Le deuxième principe sur lequel reposait ce consensus est l’importance stratégique des grands équilibres macroéconomiques, et en particulier de la balance des paiements et des finances publiques. Cette orientation va donner un rôle stratégique aux ministères des Finances et aux banques centrales pour accomplir ces tâches et d’en être le gendarme qui veille sur leur respect.

Le troisième principe concerne le rôle de l’État, qui a été un acteur clé dans les projets de développement depuis les indépendances. Ce nouveau consensus met l’accent sur l’inefficacité de l’État et la nécessité de réduire son rôle économique et accorder la priorité au marché dans la régulation de ces économies. Cette tendance est à l’origine des politiques de privatisation et de tous les efforts pour limiter le rôle de l’Etat dans la gestion des grands équilibres économiques et sociaux.

La quatrième question concerne l’inflation, que ce consensus considère comme le mal absolu pour les économies. Ce consensus accorde un rôle majeur à la politique monétaire et aux banques centrales, dont il faut défendre l’indépendance face aux tentations d’ingérence des responsables politiques, dans la lutte contre l’inflation sans parfois se soucier de l’investissement et de l’emploi.   

Ce consensus va offrir le cadre dans lequel seront définies les politiques publiques au cours des quatre dernières décennies et qui feront des politiques d’austérité, des privatisations et du marché les fondements des politiques de développement dans un grand nombre de pays.

Ce consensus fera l’objet d’importantes critiques.
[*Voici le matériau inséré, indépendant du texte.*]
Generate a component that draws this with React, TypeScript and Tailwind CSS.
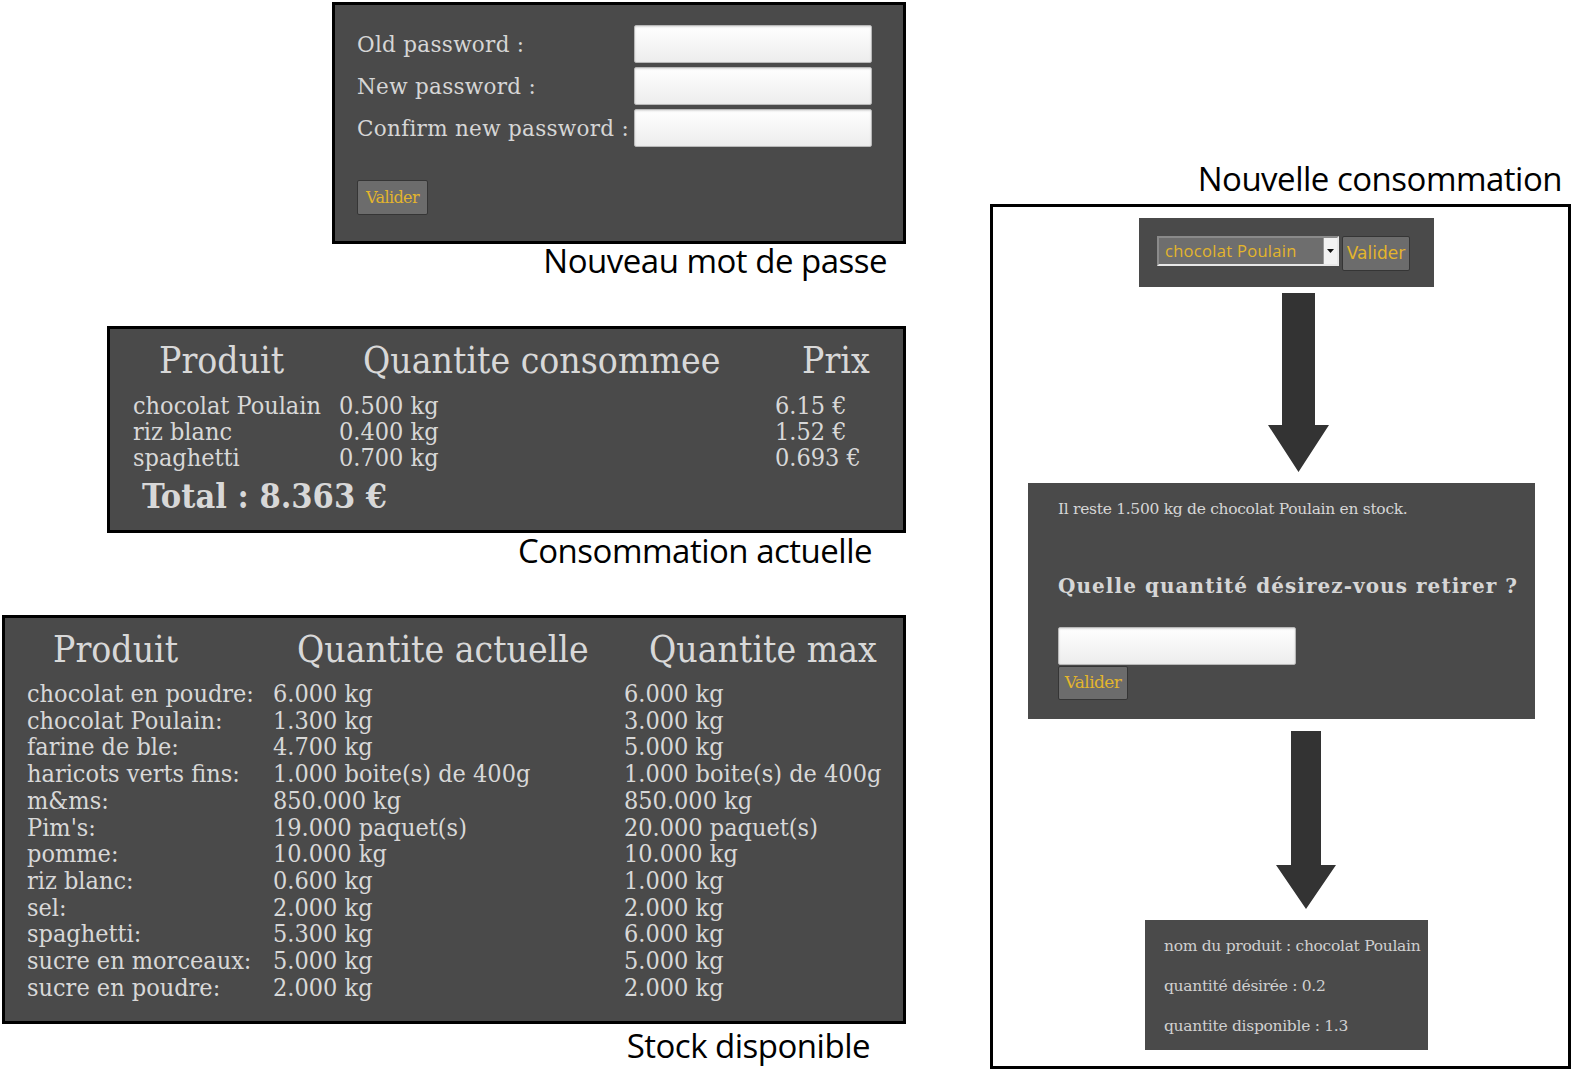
const serif = "font-['DejaVu_Serif_Condensed','DejaVu_Serif',serif]"
const caption = "font-['Open_Sans','Noto_Sans',sans-serif] text-[33px] tracking-[-0.5px] text-black text-right"

const consommation = [
  ['chocolat Poulain', '0.500 kg', '6.15 €'],
  ['riz blanc', '0.400 kg', '1.52 €'],
  ['spaghetti', '0.700 kg', '0.693 €'],
]

const stock = [
  ['chocolat en poudre:', '6.000 kg', '6.000 kg'],
  ['chocolat Poulain:', '1.300 kg', '3.000 kg'],
  ['farine de ble:', '4.700 kg', '5.000 kg'],
  ['haricots verts fins:', '1.000 boite(s) de 400g', '1.000 boite(s) de 400g'],
  ['m&ms:', '850.000 kg', '850.000 kg'],
  ["Pim's:", '19.000 paquet(s)', '20.000 paquet(s)'],
  ['pomme:', '10.000 kg', '10.000 kg'],
  ['riz blanc:', '0.600 kg', '1.000 kg'],
  ['sel:', '2.000 kg', '2.000 kg'],
  ['spaghetti:', '5.300 kg', '6.000 kg'],
  ['sucre en morceaux:', '5.000 kg', '5.000 kg'],
  ['sucre en poudre:', '2.000 kg', '2.000 kg'],
]

function TextInput({ className = '' }: { className?: string }) {
  return (
    <div
      className={`h-[38px] w-[238px] rounded-[2px] border border-[#b8b8b8] bg-gradient-to-b from-[#ffffff] to-[#ededed] shadow-[inset_0_1px_2px_rgba(0,0,0,0.15)] ${className}`}
    />
  )
}

function ValiderButton({ className = '', sans = false }: { className?: string; sans?: boolean }) {
  return (
    <button
      type="button"
      className={`flex items-center justify-center rounded-[2px] border border-[#353535] bg-[#6c6c6c] text-[#e3b52c] ${
        sans ? "font-['DejaVu_Sans',sans-serif] text-[17px]" : "font-['DejaVu_Serif',serif] text-[16px] tracking-[-0.6px]"
      } ${className}`}
    >
      Valider
    </button>
  )
}

function DownArrow({ w, h, shaft, headY }: { w: number; h: number; shaft: number; headY: number }) {
  const l = (w - shaft) / 2
  const r = l + shaft
  return (
    <svg width={w} height={h} viewBox={`0 0 ${w} ${h}`} className="block">
      <polygon points={`${l},0 ${r},0 ${r},${headY} ${w},${headY} ${w / 2},${h} 0,${headY} ${l},${headY}`} fill="#333333" />
    </svg>
  )
}

export default function App() {
  return (
    <div className="flex h-[1077px] w-[1587px] overflow-hidden bg-white">
      {/* left column */}
      <div className="flex w-[906px] flex-col">
        <div className="mt-[2px] ml-[332px] h-[242px] w-[574px] border-[3px] border-black bg-[#4a4a4a] pt-[20px] pl-[22px] font-['DejaVu_Serif',serif] text-[21.5px] text-[#d6d6d6]">
          <div className="grid grid-cols-[277px_238px] gap-y-[4px]">
            {['Old password :', 'New password :', 'Confirm new password :'].map((label) => (
              <div key={label} className="contents">
                <div className="flex h-[38px] items-center pt-[3px] tracking-[0.3px] whitespace-nowrap">{label}</div>
                <TextInput />
              </div>
            ))}
          </div>
          <ValiderButton className="mt-[33px] h-[35px] w-[71px]" />
        </div>
        <div className={`${caption} pr-[19px] leading-[34px]`}>Nouveau mot de passe</div>

        <div className={`mt-[48px] ml-[107px] h-[207px] w-[799px] border-[3px] border-black bg-[#4a4a4a] pt-[12px] text-[#d8d8d8] ${serif}`}>
          <div className="grid grid-cols-[204px_439px_auto] pl-[49px] text-[37px] leading-[40px]">
            <div>Produit</div>
            <div>Quantite consommee</div>
            <div>Prix</div>
          </div>
          <div className="mt-[12px] grid grid-cols-[206px_436px_auto] pl-[23px] text-[25px] leading-[26px]">
            {consommation.map((row) => row.map((cell, i) => <div key={row[0] + i}>{cell}</div>))}
          </div>
          <div className="mt-[7px] pl-[32px] text-[34px] leading-[36px] font-semibold">Total : 8.363 €</div>
        </div>
        <div className={`${caption} pr-[34px] leading-[36px]`}>Consommation actuelle</div>

        <div className={`mt-[46px] ml-[2px] h-[409px] w-[904px] border-[3px] border-black bg-[#4a4a4a] pt-[12px] text-[#d8d8d8] ${serif}`}>
          <div className="grid grid-cols-[244px_352px_auto] pl-[48px] text-[37px] leading-[40px]">
            <div>Produit</div>
            <div>Quantite actuelle</div>
            <div>Quantite max</div>
          </div>
          <div className="mt-[11px] grid grid-cols-[246px_351px_auto] pl-[22px] text-[25px] leading-[26.7px]">
            {stock.map((row) => row.map((cell, i) => <div key={row[0] + i}>{cell}</div>))}
          </div>
        </div>
        <div className={`${caption} pr-[36px] leading-[44px]`}>Stock disponible</div>
      </div>

      {/* right column */}
      <div className="ml-[84px] flex w-[581px] flex-col">
        <div className={`${caption} mt-[156px] h-[45px] pr-[9px] leading-[45px]`}>Nouvelle consommation</div>
        <div className="mt-[3px] flex h-[865px] w-[581px] flex-col border-[3px] border-black">
          <div className="mt-[11px] ml-[146px] flex h-[69px] w-[295px] items-start gap-[3px] bg-[#4a4a4a] pt-[18px] pl-[18px]">
            <div className="flex h-[30px] w-[182px] items-center border-2 border-t-[#8a8a8a] border-l-[#8a8a8a] border-r-[#e8e8e8] border-b-[#e8e8e8] bg-[#6e6e6e]">
              <span className="flex-1 pl-[6px] font-['Open_Sans',sans-serif] text-[16.5px] tracking-[0.3px] text-[#e3b52c]">chocolat Poulain</span>
              <span className="flex h-full w-[14px] items-center justify-center border-l border-[#999] bg-[#f2f2f2]">
                <svg width="7" height="4" viewBox="0 0 7 4">
                  <polygon points="0,0 7,0 3.5,4" fill="#111" />
                </svg>
              </span>
            </div>
            <ValiderButton sans className="h-[35px] w-[68px]" />
          </div>

          <div className="mt-[6px] ml-[275px]">
            <DownArrow w={61} h={179} shaft={33} headY={132} />
          </div>

          <div className="mt-[11px] ml-[35px] h-[236px] w-[507px] bg-[#4a4a4a] pt-[16px] pl-[30px] font-['DejaVu_Serif',serif] text-[#d6d6d6]">
            <div className="text-[15.5px] leading-[20px] tracking-[-0.3px]">Il reste 1.500 kg de chocolat Poulain en stock.</div>
            <div className="mt-[54px] text-[20px] leading-[26px] font-bold tracking-[1.05px] whitespace-nowrap">Quelle quantité désirez-vous retirer ?</div>
            <TextInput className="mt-[28px]" />
            <ValiderButton className="mt-[1px] h-[34px] w-[70px] text-[17px]" />
          </div>

          <div className="mt-[12px] ml-[283px]">
            <DownArrow w={60} h={178} shaft={30} headY={134} />
          </div>

          <div className="mt-[11px] ml-[152px] h-[130px] w-[283px] bg-[#4a4a4a] pt-[6px] pl-[19px] font-['DejaVu_Serif',serif] text-[15.5px] leading-[40px] tracking-[-0.3px] text-[#d0d0d0]">
            <div className="whitespace-nowrap">nom du produit : chocolat Poulain</div>
            <div>quantité désirée : 0.2</div>
            <div>quantite disponible : 1.3</div>
          </div>
        </div>
      </div>
    </div>
  )
}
En effet, beaucoup considèrent que les politiques publiques qu’il a inspirées sont à l’origine de la marginalisation régionale et sociale qu’ont connue la plupart des pays en développement. Les révolutions du Printemps arabe ont été la plus grande expression de l’échec et de l’impuissance de ce consensus. Malgré les critiques, il a continué à dominer les politiques publiques dans une version plus douce des visions originales.